Jed Perl gets down to some serious chin-stroking in the New Republic about the contemporary Left’s preference for ideology over aesthetic considerations.

Back in 1950, in the preface to The Liberal Imagination, Lionel Trilling worried that liberalism’s “vision of a general enlargement and freedom and rational direction of human life . . . drifts toward a denial of the emotions and the imagination.” Liberalism, he argued, “in the very interest of affirming its confidence in the power of the mind . . . inclines to constrict and make mechanical its conception of the nature of the mind.” In the sixty-four years since Trilling published those words the process of constriction and mechanization has only become more pronounced. This process is reflected in the ever-growing obsession with polls, surveys, and sundry forms of bureaucratic analysis, which threaten to reduce all art’s unruly richness to a set of data points. Instead of viewing life’s unquantifiable artistic experiences as a check on quantification, the well-intended impulse among many liberal commentators is to try and quantify the unquantifiable. But the power of art, which is so personal and so particular, is finally unquantifiable—and therefore a source of embarrassment to the rationalizing mind. What is at stake is art’s freestanding power.
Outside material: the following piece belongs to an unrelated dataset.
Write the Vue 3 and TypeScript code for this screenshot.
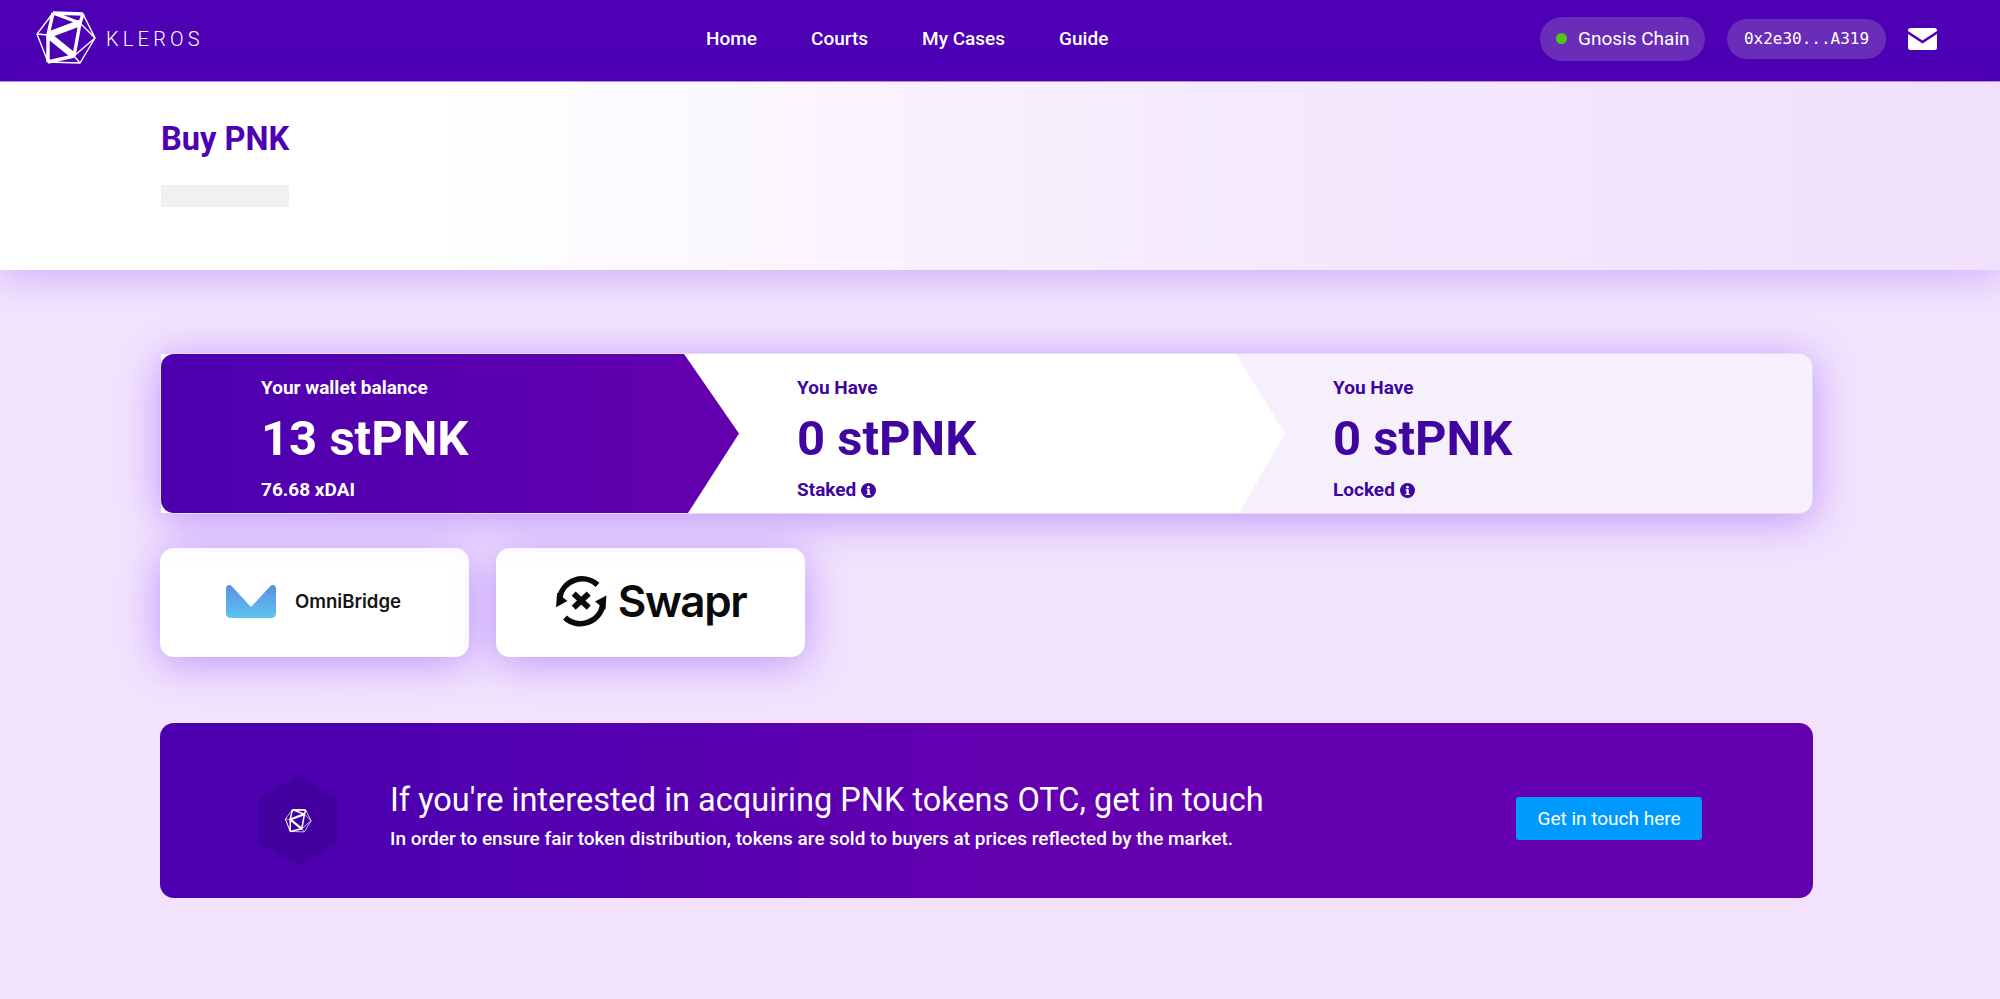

I suppose it is the casualness with which that freestanding power can now be dismissed that struck me in what was on the face of it a fairly off-the-cuff observation in a review that Alex Ross published in The New Yorker not too long ago. Ross is a winningly fluid writer, and he knows how to report on the musical performances that mean the most to him in such a way that his readers become as excited as he is; we share his avidity, his intentness, his keen pleasure. He is a friend of the arts, and he obviously cares passionately about the musical arts. This is why a passing remark in a piece about the Russian conductor Valery Gergiev has held my attention. In the midst of a discussion of Gergiev—who was conducting the opening night of Eugene Onegin at the Metropolitan Opera, and had voiced his strong support for Putin in spite of the Putin regime’s abhorrent support of homophobic legislation in Russia—Ross complained that Gergiev “dabbles in politics, yet insists that politics stops at the doors of art.” And then—and this is the remark that pulled me up short—Ross announced, referring to the idea that politics stops at the doors of art: “This is an old illusion.” There was something in the mingled broadness and offhandedness of Ross’s comment—the sense that this was not just an illusion but an old illusion—that set me to wondering and worrying.

Note that there is no place in contemporary culture for conservatives. We will be lucky, at best, as Auden put it, to be pardoned.

Time that is intolerant
Of the brave and the innocent,
And indifferent in a week
To a beautiful physique,

Worships language and forgives
Everyone by whom it lives;
Pardons cowardice, conceit,
Lays its honours at their feet.

Time that with this strange excuse
Pardoned Kipling and his views,
And will pardon Paul Claudel,
Pardons him for writing well.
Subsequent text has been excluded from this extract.